I think I'm writing too much. I must stop here.
Best Answer
Here's an answer to your last question. In homogeneous coordinates, $\newcommand{\P}{\mathbb P} \newcommand{\F}{\mathbb F} \P^1(\F_q)$ can be written as the set of all pairs $[X_0:X_1]$ with $X_0, X_1 \in \F_q$ not both $0$. The point $[X_0:X_1]$ corresponds to the line through the origin $X_0 x + X_1 y = 0$ in $\mathbb{A}^2(\F_q)$. Since the equations $X_0 x + X_1y = 0$ and $\lambda X_0 x + \lambda X_1 y = 0$ define the same line for any $\lambda \neq 0$, then in terms of our coordinates we have $[X_0:X_1] = [\lambda X_0 : \lambda X_1]$ for all $\lambda \in \F_q^\times$. (It is in this sense that the coordinates are homogeneous.)

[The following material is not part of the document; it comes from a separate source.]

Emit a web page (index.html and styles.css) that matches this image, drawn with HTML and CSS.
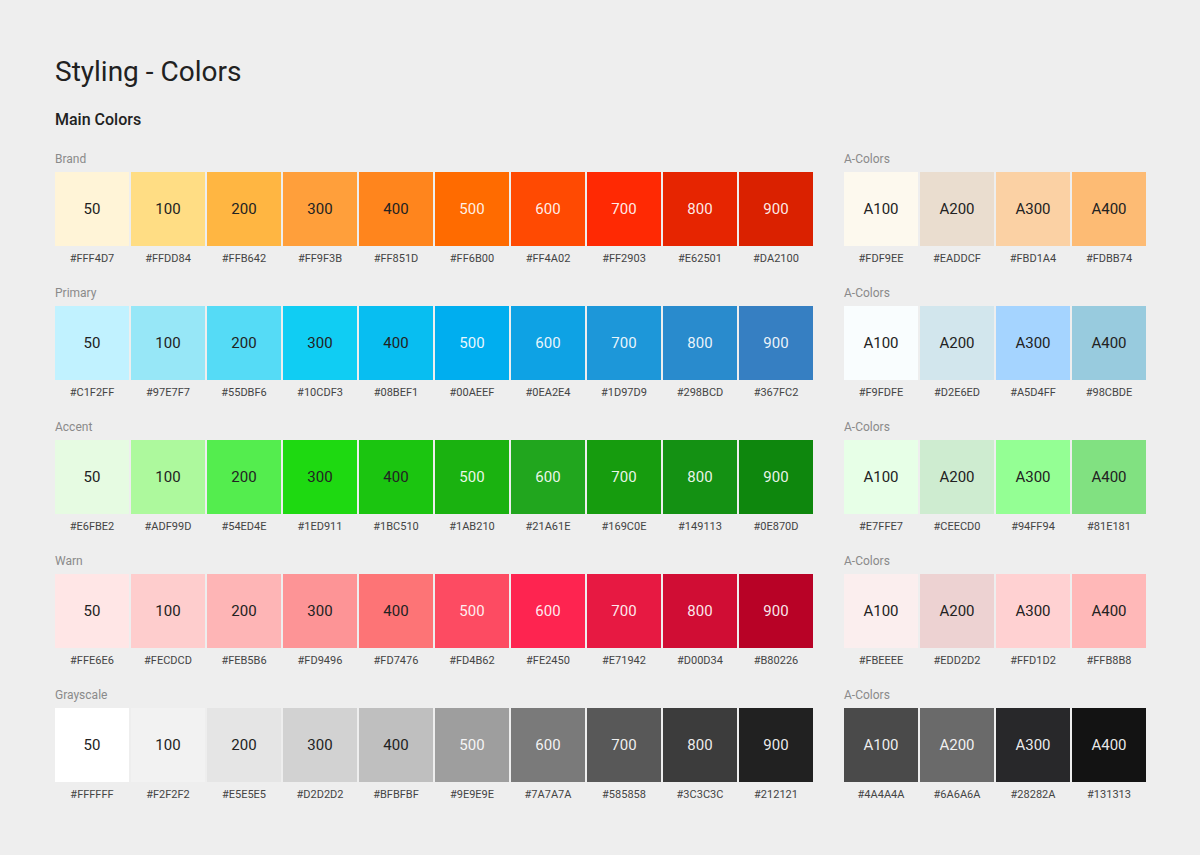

Note that if $X_1 \neq 0$ we can write $[X_0:X_1] = [X_0/X_1 : 1]$ and the set $$ \{[X_0:X_1] \in \P^1(\F_q) \mid X_1 \neq 0\} = \{[z:1] \mid z \in \F_q\} $$ can be identified with $\F_q$. Thus we have the stratification $$ \P^1(\F_q) = \{[z:1] \mid z \in \F_q\} \cup \{[1:0]\} = \F_q \cup \{\infty\} \, . $$
A matrix $\gamma = \begin{pmatrix} a & b\\ c & d \end{pmatrix} \in \mathrm{PSL}_2(\F_q)$ then acts by multiplication as you stated: $$ \begin{pmatrix} a & b\\ c & d \end{pmatrix} \begin{pmatrix} X_0\\ X_1\end{pmatrix} = \begin{pmatrix} aX_0 + bX_1\\ cX_0 + dX_1\end{pmatrix} $$ or to emphasize the fact that we're still using homogeneous coordinates: $$ \begin{pmatrix} a & b\\ c & d \end{pmatrix} [X_0 : X_1] = [aX_0 + bX_1 : cX_0 + dX_1] \, . $$ But when $X_1 \neq 0$ we have $[X_0:X_1] = [z:1]$ where $z = X_0/X_1$, so this expression can be rewritten \begin{align*} \begin{pmatrix} a & b\\ c & d \end{pmatrix} [X_0:X_1] = [aX_0 + bX_1 : cX_0 + dX_1] = [a(X_0/X_1) + b : c(X_0/X_1) + d] = [az + b : cz + d] \, . \end{align*} If in addition we have $cz + d \neq 0$, then we can divide through $$ [az + b : cz + d] = \left[\frac{az + b}{cz + d} : 1 \right] $$ which, under the identification mentioned above, can identified with $\frac{az+b}{cz+d}$, recovering your original definition.
I may add something later about how locally $\P^k$ looks like $\mathbb{A}^k = \mathbb{F}_q^k$, whose elements are just $k$-tuples, but hopefully this at least answers your last question.